Ascoli, Melania massacrata nel bosco dal killer Ma l'assassino ha lasciato anche le sue tracce

Trovato un orecchino della vittima e segni di colluttazione La donna ha tentato di difendersi. Si indaga nella vita privata. Ma dopo le nuove scoperte i pm bloccano l'autopsia. Serviranno nuovi esami sul corpo

Ascoli, Melania massacrata nel bosco dal killer  
Ma l'assassino ha lasciato anche le sue tracce

Cambiano le prospettive, si accorcia la forbice sull’orario della morte e si aprono nuovi scenari. La matassa da dipanare per dare un volto e un nome all’assassino di Carmela Rea - la ventinovennne sparita davanti al marito in un parco giochi di montagna e ritrovata il giorno dopo massacrata a 18 chilometri di distanza - presenta più di un bandolo. E somiglia sempre più a un puzzle. In cui inserire i tasselli al giusto posto. Ci vorrà un po’ di tempo, ma l’impresa non è disperata.

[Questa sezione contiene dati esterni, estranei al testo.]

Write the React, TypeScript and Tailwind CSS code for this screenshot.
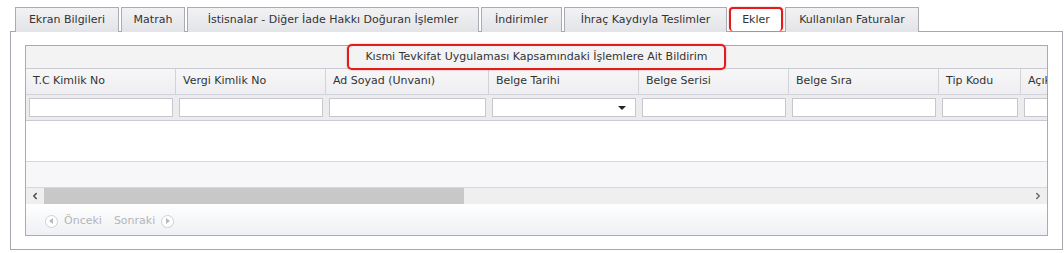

Lo confermano le parole del comandante provinciale dei carabinieri di Ascoli Piceno, Alessandro Patrizio. «Oggi abbiamo in mano elementi nuovi e importanti ai fini dell’indagine, ma stiamo ancora indagando in ogni direzione, dagli ambienti di lavoro alle origini familiari, dai vicini di casa a internet. Non c’è ancora un’ipotesi prevalente sulle altre».

Ieri i militari, accompagnati da un cane «speciale», Atos pastore belga malinoire della Guardia di finanza-sono tornati sul luoghi del crimine. In quel boschetto delle Casermette, frequentato dai soldati che si allenano al tiro, in quel di Ripe di Civitella, nel Teramano. Qui, quattro giorni fa, un cercatore di funghi aveva scorto il cadavere di Melania, soprannome vezzoso scelto da Carmela. Picchiata, massacrata con 35 coltellate, il cadavere seminudo oltraggiato. Persino inciso con una svastica e una croce celtica. Opera di un maniaco o un tentativo di depistaggio? Oppure entrambe le cose?
Si pensava che l’assassino avesse ammazzato la giovane mamma in un altro posto e lì poi solo abbandonata. Invece no. Probabilmente la tragedia si è consumata proprio in quella pineta, tra urla, fughe disperate con un killer che menava fendenti e lei, impotente, che cercava scampo. Tentando anche di difendersi, dicono gli investigatori. Sarebbe stata uccisa tre-sei ore al massimo dopo la scomparsa, la moglie del soldato Salvatore Parolisi, caporalmaggiore reduce dall’Afghanistan e ora istruttore nella caserma Clementi di Ascoli. Un centro in qualche modo sui generis: qui si addestrano donne volontarie in ferma breve. Ogni tre mesi ne escono 400. Pronte a tutto, sotto cipria e belletto. Porta anche qua la strada per trovare l’omicida.

Nel frattempo Atos, seguendo e scavando tra rovi e cespugli ha fatto il suo dovere. Ha trovato altre tracce di sangue, soprattutto un orecchino che dovrebbe appartenere alla vittima, a qualche decina di metri dal punto in cui è stato poi rinvenuto il cadavere. C’è un chiosco in legno vicino, aperto per i turisti nei festivi. Gli uomini del Ris avrebbero individuato almeno un paio di scalfitture particolari, forse dei tagli provocati da qualche coltellata schivata dalla vittima.
Così l’intera area del bosco stata posta sotto sequestro. Mentre in serata si accendevano le fotoelettriche. Per continuare a cercare. Per trovare la traccia definitiva, quella che potrebbe incastrare l’omicida.
Stavolta gli investigatori sembrano avere più di un asso nella manica da giocare. C’è il telefono della vittima, i suoi oggetti personali, i tabulati da incrociare, la testimonianza del marito, i racconti dei famigliari, da una parte e dall’altra, tutti piovuti dal Napoletano qui ad Ascoli per trovare risposte.

Nella zona del massacro i cellulari si agganciano a una sola cella telefonica. Copre un’area vasta ma li potrebbe esserci segnato il numero del killer.

Nel frattempo le Procure di Ascoli e Teramo hanno negato il nulla osta per il funerale. Le nuove tracce impongono altri esami.